I'll check. There's a way to tell it you want sequential sniffing, and never aggregate.

> > > > So the question is, why do we have to wait for that kthread to get scheduled ?
> > > > Why couldn't we skip it completely ? Is there really anything left in there that
> > > > couldn't be done from within usb_request->complete() itself ?
> > > 
> > > The real answer is the calls to vfs_read() and vfs_write() -- those 
> > > have to occur in process context.
> > 
> > would a threaded IRQ handler be enough ? Fort he sake of argument, let's assume
> > that all UDC drivers use threaded irqs and they are properly masking their IRQs
> > in in the top half for the bottom half (the IRQ thread) to run.
> > 
> > This means, unless I'm missing something, that we could switch a chunk of the
> > gadget framework to mutexes instead of spin locks (not all of it though, but
> > let's ignore that side for now). In that case, we could safely remove spin locks
> > from ->complete() and use mutexes and we then we wouldn't need this extra
> > kthread at all, right ?
> 
> Well, for sure you wouldn't need the kthread.  It's not clear whether
> this would be an advantage, though.  Now the CPU would have to schedule
> the bottom-half IRQ thread instead of scheduling the kthread, so the
> total number of context switches would be the same.
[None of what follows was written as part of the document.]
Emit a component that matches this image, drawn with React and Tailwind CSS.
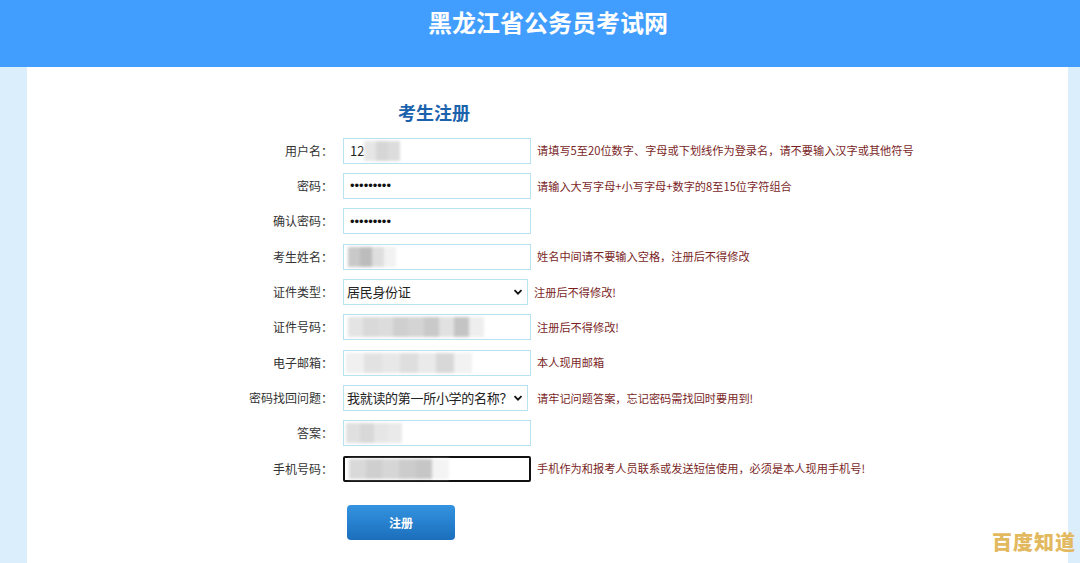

we're already using threaded IRQs in some UDC drivers.

> In fact, if you're using an SMP system then moving to threaded IRQs is
> likely to make things worse.  A bottom-half handler can run on only one
> CPU at a time, whereas in the current code the entire IRQ handler can
> run in parallel with the kthread on a different CPU.  In other words, 
> moving to threaded IRQs would serialize all the bottom-half processing 
> in the UDC driver with the work done in the gadget's kthread.

aaaaa, good point :-) Guess I'll continue profiling to figure out why we take so
long to get scheduled, but chances are there won't be much we can do, apparently.